I told you this was a long story. I’m really not even sure why I decided it was time to tell it. I’m just letting my heart speak.

And that brings us to this week. It should be the worst week. We met with the doctor after the second loss and she said there was no reason or explanation. That it was unusual to have three “normal” pregnancies and then experience this. So we tried again.

And we lost again.

This week seemed to be the culmination of our hopes, dashed. I know that sounds dramatic. We put our house on the market two weeks ago and the realtor said to expect multiple offers the first weekend. And they didn’t come. If you look at the stats on our listing, they look great! There are realtors sharing it with their clients on the MLS. There are three times as many people looking at our listing over any listing within a mile of our house. But no one’s biting. And that should worry me. But it’s not a coincidence.

My doctor said she’s never had someone like me. Someone with three healthy pregnancies to go on to have three different types of miscarriages in a row. That’s right, they’ve all been different. There can’t be one reason because they’ve all had different causes. But it’s not a coincidence.

And then we came to today. Sorry, my youngest love, but what made you so angry today was the easiest disappointment I faced all week. A failed food challenge for the one that was supposed to be a sure bet. His little heart crushed, his hopes deflated. But it’s not a coincidence.

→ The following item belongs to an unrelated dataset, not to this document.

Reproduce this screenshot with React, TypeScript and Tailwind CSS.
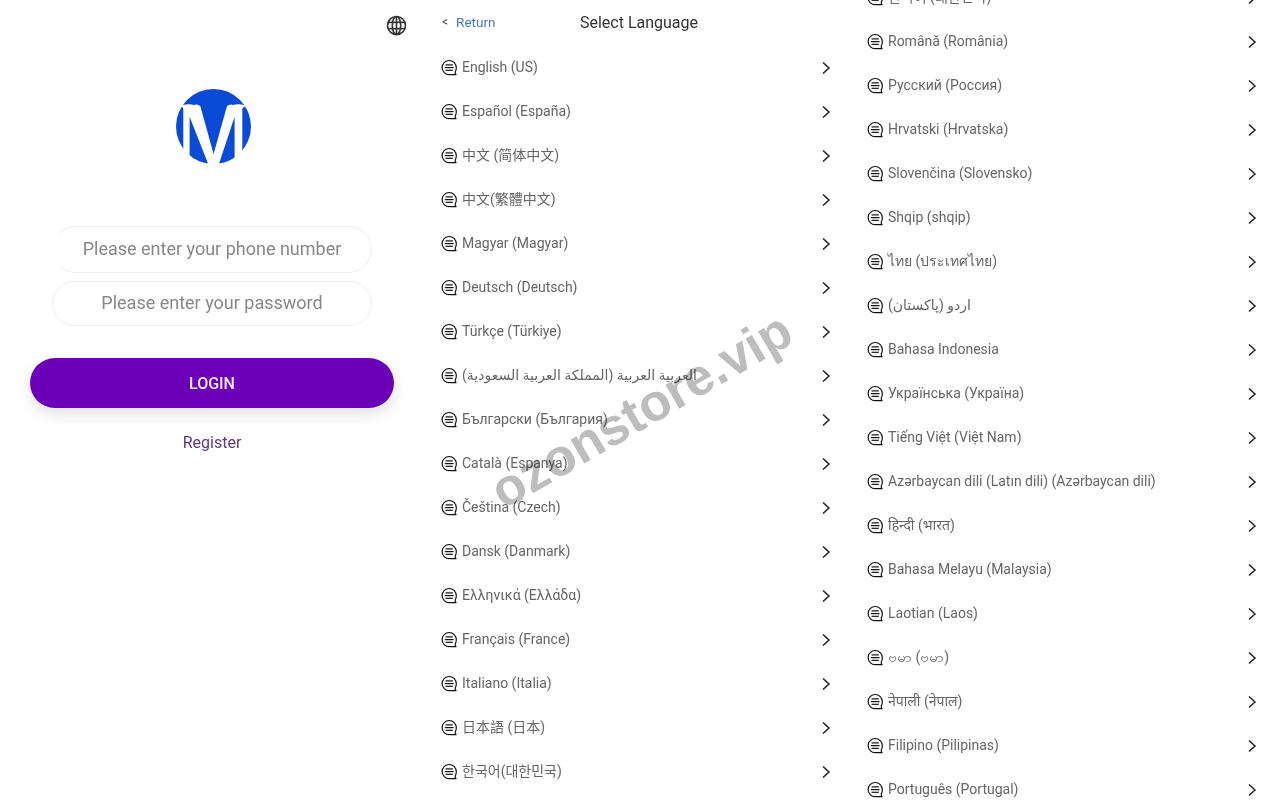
const leftLanguages = [
  "English (US)",
  "Español (España)",
  "中文 (简体中文)",
  "中文(繁體中文)",
  "Magyar (Magyar)",
  "Deutsch (Deutsch)",
  "Türkçe (Türkiye)",
  "العربية العربية (المملكة العربية السعودية)",
  "Български (България)",
  "Català (Espanya)",
  "Čeština (Czech)",
  "Dansk (Danmark)",
  "Ελληνικά (Ελλάδα)",
  "Français (France)",
  "Italiano (Italia)",
  "日本語 (日本)",
  "한국어(대한민국)",
];

const rightLanguages = [
  "한국어 (대한민국)",
  "Română (România)",
  "Русский (Россия)",
  "Hrvatski (Hrvatska)",
  "Slovenčina (Slovensko)",
  "Shqip (shqip)",
  "ไทย (ประเทศไทย)",
  "اردو (پاکستان)",
  "Bahasa Indonesia",
  "Українська (Україна)",
  "Tiếng Việt (Việt Nam)",
  "Azərbaycan dili (Latın dili) (Azərbaycan dili)",
  "हिन्दी (भारत)",
  "Bahasa Melayu (Malaysia)",
  "Laotian (Laos)",
  "ဗမာ (ဗမာ)",
  "नेपाली (नेपाल)",
  "Filipino (Pilipinas)",
  "Português (Portugal)",
];

function BubbleIcon() {
  return (
    <svg viewBox="0 0 17 17" fill="none" stroke="#111" strokeWidth="1.2" className="w-[17px] h-[17px] shrink-0 mt-px">
      <path d="M15 15.7 H8.200 A7.100 7.100 0 1 1 15.300 8.600 C15.300 10.800 14.900 12.300 14.200 13.200 C14.300 14.200 14.600 15.100 15 15.700 Z" strokeLinejoin="round" />
      <line x1="4.600" y1="5.900" x2="11.800" y2="5.900" />
      <line x1="3.800" y1="8.600" x2="12.600" y2="8.600" />
      <line x1="4.600" y1="11.300" x2="11.800" y2="11.300" />
    </svg>
  );
}

function ChevronIcon() {
  return (
    <svg viewBox="0 0 12 14" fill="none" stroke="#222" strokeWidth="1.5" className="w-3 h-3.5 shrink-0 mt-[2px]">
      <path d="M3 1.500 L9 7 L3 12.500" />
    </svg>
  );
}

function LanguageRow({ name }: { name: string }) {
  return (
    <div className="h-11 flex items-center pl-[15px] pr-5">
      <BubbleIcon />
      <span className="ml-1 flex-1 text-sm text-[#666] whitespace-nowrap">{name}</span>
      <ChevronIcon />
    </div>
  );
}

function GlobeIcon() {
  return (
    <svg viewBox="0 0 22 22" fill="none" stroke="#333" strokeWidth="1.7" className="w-[21px] h-[21px]">
      <circle cx="11" cy="11" r="9.4" />
      <ellipse cx="11" cy="11" rx="4.4" ry="9.4" />
      <line x1="11" y1="1.600" x2="11" y2="20.400" />
      <line x1="2.400" y1="7.700" x2="19.600" y2="7.700" />
      <line x1="2.400" y1="14.300" x2="19.600" y2="14.300" />
    </svg>
  );
}

function Logo() {
  return (
    <svg viewBox="0 0 76 76" className="w-[76px] h-[76px]">
      <circle cx="37.500" cy="37.500" r="37.500" fill="#0a4bd6" />
      <path
        d="M7.300 74 L7.300 19.500 Q6 17.500 4 16.500 C9 15.500 14 14.500 18 16 C20 15 22 15.500 24.300 17 L37.600 65 L51 17 C53 15.500 55 15 57 16 C61 14.500 66 15.500 71 16.500 Q68 17.500 66.300 19.500 L66.300 74 L58.600 74 L58.600 27.700 L42.600 76 L32.600 76 L13.600 27.700 L13.600 74 Z"
        fill="#fff"
      />
    </svg>
  );
}

export default function App() {
  return (
    <div className="relative h-[800px] w-[1276px] overflow-hidden bg-white grid grid-cols-[426px_426px_426px] font-['Roboto','Noto_Sans_CJK_SC','DejaVu_Sans','Noto_Sans',sans-serif]">
      <div className="flex flex-col items-center">
        <div className="self-stretch flex justify-end pt-[15px] pr-[19px]">
          <GlobeIcon />
        </div>
        <div className="mt-[53px] ml-[2px]">
          <Logo />
        </div>
        <div className="mt-[61px] w-[320px] flex flex-col gap-2 mr-[2px]">
          <div className="h-[47px] pb-[2px] rounded-full border border-[#eee] border-l-transparent flex items-center justify-center text-lg text-[#888]">
            Please enter your phone number
          </div>
          <div className="h-[45px] pb-[2px] rounded-full border border-[#eee] flex items-center justify-center text-lg text-[#888]">
            Please enter your password
          </div>
        </div>
        <button className="mt-8 h-[50px] w-[364px] mr-[2px] pt-[2px] rounded-full bg-[#6a00b8] text-base font-medium text-[#fde8ff] shadow-[0_6px_14px_rgba(0,0,0,0.12)]">
          LOGIN
        </button>
        <div className="mt-[23px] mr-[2px] text-base text-[#5b3a8c]">Register</div>
      </div>

      <div>
        <div className="relative h-[45px] pt-px flex items-center justify-center text-base text-[#333]">
          <div className="absolute left-4 top-3 flex items-center gap-2 text-[13.500px]">
            <span className="text-[#444] text-xs">&lt;</span>
            <span className="text-[#4a7ab5]">Return</span>
          </div>
          Select Language
        </div>
        {leftLanguages.map((name) => (
          <LanguageRow key={name} name={name} />
        ))}
      </div>

      <div className="-mt-[25px]">
        {rightLanguages.map((name) => (
          <LanguageRow key={name} name={name} />
        ))}
      </div>

      <div className="absolute left-[441px] top-[384px] w-[400px] text-center -rotate-[30deg] text-[52px] leading-none font-bold text-[#bdbdbd] mix-blend-multiply font-['Liberation_Sans',sans-serif] pointer-events-none">
        ozonstore.vip
      </div>
    </div>
  );
}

Instead, it feels like opportunity. Opportunity for God to show all that He is. He is so good. He cares about everything that happened to me this week. This year! He knows it all. He knew it all when the world began. How else can we survive living in this world without the faith that He has plans. That he’s in control. How else could we face weeks where it feels like everything is lining up to try to get me to throw my hands up and scream at the Heavens. To give up and break down.

But instead I opened my Bible. Not seeking out a specific verse, but to make sure I get the reading in for the day. One of those read the Bible in a year plans. And Ecclesiastes 8 came up.

Who is like the wise?
    Who knows the explanation of things?
A person’s wisdom brightens their face
    and changes its hard appearance.

Whoever obeys his command will come to no harm,
    and the wise heart will know the proper time and procedure.
For there is a proper time and procedure for every matter,
    though a person may be weighed down by misery.

Since no one knows the future,
    who can tell someone else what is to come?
As no one has power over the wind to contain it,
    so[a] no one has power over the time of their death.
As no one is discharged in time of war,
    so wickedness will not release those who practice it.

So what are we left with? The hope that there’s a season for everything. That He is working and I can grow through this season. If I let it wash over me, He will be there to make sure I don’t go under. I’m sad. And my heart hurts. But I can invite him into those places. New places. More space for Him. More letting go of everything I thought I needed and trusting in what He has for me. That’s hard. But it’s a good kind of hard.